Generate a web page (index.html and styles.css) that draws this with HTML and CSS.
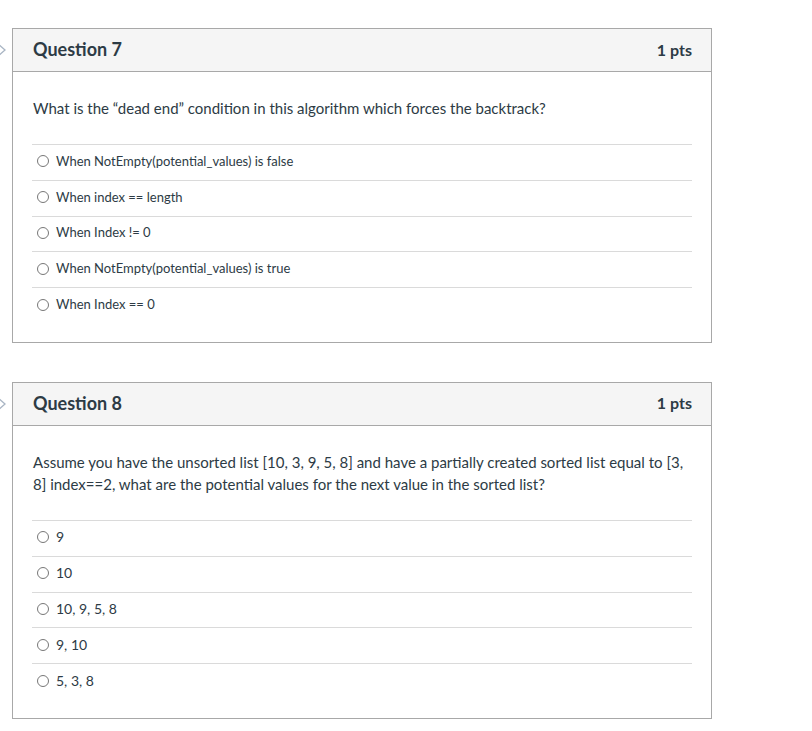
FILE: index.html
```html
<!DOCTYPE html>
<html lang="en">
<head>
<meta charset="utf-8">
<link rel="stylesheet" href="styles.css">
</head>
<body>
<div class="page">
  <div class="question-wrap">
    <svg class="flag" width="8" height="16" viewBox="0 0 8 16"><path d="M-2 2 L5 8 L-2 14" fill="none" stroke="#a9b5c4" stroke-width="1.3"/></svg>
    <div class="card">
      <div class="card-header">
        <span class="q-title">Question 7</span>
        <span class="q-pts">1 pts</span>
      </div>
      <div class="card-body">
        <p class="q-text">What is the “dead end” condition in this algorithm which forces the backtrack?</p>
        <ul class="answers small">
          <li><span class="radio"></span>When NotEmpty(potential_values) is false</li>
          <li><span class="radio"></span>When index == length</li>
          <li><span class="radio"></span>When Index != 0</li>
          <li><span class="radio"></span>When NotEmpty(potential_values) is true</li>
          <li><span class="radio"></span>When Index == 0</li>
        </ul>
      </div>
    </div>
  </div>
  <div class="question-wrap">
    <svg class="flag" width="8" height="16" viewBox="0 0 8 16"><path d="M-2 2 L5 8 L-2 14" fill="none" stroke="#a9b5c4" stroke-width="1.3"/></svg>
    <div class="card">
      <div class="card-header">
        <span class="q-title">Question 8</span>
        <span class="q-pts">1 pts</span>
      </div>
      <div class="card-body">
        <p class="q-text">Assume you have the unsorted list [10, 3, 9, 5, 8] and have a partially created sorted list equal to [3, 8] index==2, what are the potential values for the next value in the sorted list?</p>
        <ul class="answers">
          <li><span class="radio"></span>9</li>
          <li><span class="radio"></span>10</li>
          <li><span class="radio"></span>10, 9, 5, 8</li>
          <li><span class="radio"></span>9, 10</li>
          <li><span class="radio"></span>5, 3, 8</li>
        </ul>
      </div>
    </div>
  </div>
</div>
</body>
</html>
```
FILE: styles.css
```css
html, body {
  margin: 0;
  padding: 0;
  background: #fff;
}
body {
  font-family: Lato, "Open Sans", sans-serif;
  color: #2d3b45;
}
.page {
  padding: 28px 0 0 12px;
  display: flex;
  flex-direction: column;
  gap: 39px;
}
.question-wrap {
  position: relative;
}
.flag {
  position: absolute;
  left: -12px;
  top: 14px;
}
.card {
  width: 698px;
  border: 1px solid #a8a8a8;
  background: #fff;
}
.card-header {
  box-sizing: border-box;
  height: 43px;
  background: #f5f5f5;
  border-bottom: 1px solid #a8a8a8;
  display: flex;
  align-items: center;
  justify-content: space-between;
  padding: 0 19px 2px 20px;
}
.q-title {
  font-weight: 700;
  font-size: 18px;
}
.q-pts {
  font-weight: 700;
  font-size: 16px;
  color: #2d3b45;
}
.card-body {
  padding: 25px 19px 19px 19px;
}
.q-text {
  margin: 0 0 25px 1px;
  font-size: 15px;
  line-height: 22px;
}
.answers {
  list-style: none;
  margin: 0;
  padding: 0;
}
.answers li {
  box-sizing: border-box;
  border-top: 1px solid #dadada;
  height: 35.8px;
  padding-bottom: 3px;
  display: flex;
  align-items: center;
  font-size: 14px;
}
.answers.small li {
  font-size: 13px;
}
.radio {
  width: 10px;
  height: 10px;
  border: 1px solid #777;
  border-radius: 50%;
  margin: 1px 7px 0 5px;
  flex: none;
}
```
- - -
- [Task] Retype the whole listing, keeping every line identical and omitting all pictures.

- [Solved exercise]
Generate a web page (index.html and styles.css) that draws this with HTML and CSS.
FILE: index.html
```html
<!DOCTYPE html>
<html lang="en">
<head>
<meta charset="utf-8">
<link rel="stylesheet" href="styles.css">
</head>
<body>
<div class="page">
  <div class="question-wrap">
    <svg class="flag" width="8" height="16" viewBox="0 0 8 16"><path d="M-2 2 L5 8 L-2 14" fill="none" stroke="#a9b5c4" stroke-width="1.3"/></svg>
    <div class="card">
      <div class="card-header">
        <span class="q-title">Question 7</span>
        <span class="q-pts">1 pts</span>
      </div>
      <div class="card-body">
        <p class="q-text">What is the “dead end” condition in this algorithm which forces the backtrack?</p>
        <ul class="answers small">
          <li><span class="radio"></span>When NotEmpty(potential_values) is false</li>
          <li><span class="radio"></span>When index == length</li>
          <li><span class="radio"></span>When Index != 0</li>
          <li><span class="radio"></span>When NotEmpty(potential_values) is true</li>
          <li><span class="radio"></span>When Index == 0</li>
        </ul>
      </div>
    </div>
  </div>
  <div class="question-wrap">
    <svg class="flag" width="8" height="16" viewBox="0 0 8 16"><path d="M-2 2 L5 8 L-2 14" fill="none" stroke="#a9b5c4" stroke-width="1.3"/></svg>
    <div class="card">
      <div class="card-header">
        <span class="q-title">Question 8</span>
        <span class="q-pts">1 pts</span>
      </div>
      <div class="card-body">
        <p class="q-text">Assume you have the unsorted list [10, 3, 9, 5, 8] and have a partially created sorted list equal to [3, 8] index==2, what are the potential values for the next value in the sorted list?</p>
        <ul class="answers">
          <li><span class="radio"></span>9</li>
          <li><span class="radio"></span>10</li>
          <li><span class="radio"></span>10, 9, 5, 8</li>
          <li><span class="radio"></span>9, 10</li>
          <li><span class="radio"></span>5, 3, 8</li>
        </ul>
      </div>
    </div>
  </div>
</div>
</body>
</html>
```
FILE: styles.css
```css
html, body {
  margin: 0;
  padding: 0;
  background: #fff;
}
body {
  font-family: Lato, "Open Sans", sans-serif;
  color: #2d3b45;
}
.page {
  padding: 28px 0 0 12px;
  display: flex;
  flex-direction: column;
  gap: 39px;
}
.question-wrap {
  position: relative;
}
.flag {
  position: absolute;
  left: -12px;
  top: 14px;
}
.card {
  width: 698px;
  border: 1px solid #a8a8a8;
  background: #fff;
}
.card-header {
  box-sizing: border-box;
  height: 43px;
  background: #f5f5f5;
  border-bottom: 1px solid #a8a8a8;
  display: flex;
  align-items: center;
  justify-content: space-between;
  padding: 0 19px 2px 20px;
}
.q-title {
  font-weight: 700;
  font-size: 18px;
}
.q-pts {
  font-weight: 700;
  font-size: 16px;
  color: #2d3b45;
}
.card-body {
  padding: 25px 19px 19px 19px;
}
.q-text {
  margin: 0 0 25px 1px;
  font-size: 15px;
  line-height: 22px;
}
.answers {
  list-style: none;
  margin: 0;
  padding: 0;
}
.answers li {
  box-sizing: border-box;
  border-top: 1px solid #dadada;
  height: 35.8px;
  padding-bottom: 3px;
  display: flex;
  align-items: center;
  font-size: 14px;
}
.answers.small li {
  font-size: 13px;
}
.radio {
  width: 10px;
  height: 10px;
  border: 1px solid #777;
  border-radius: 50%;
  margin: 1px 7px 0 5px;
  flex: none;
}
```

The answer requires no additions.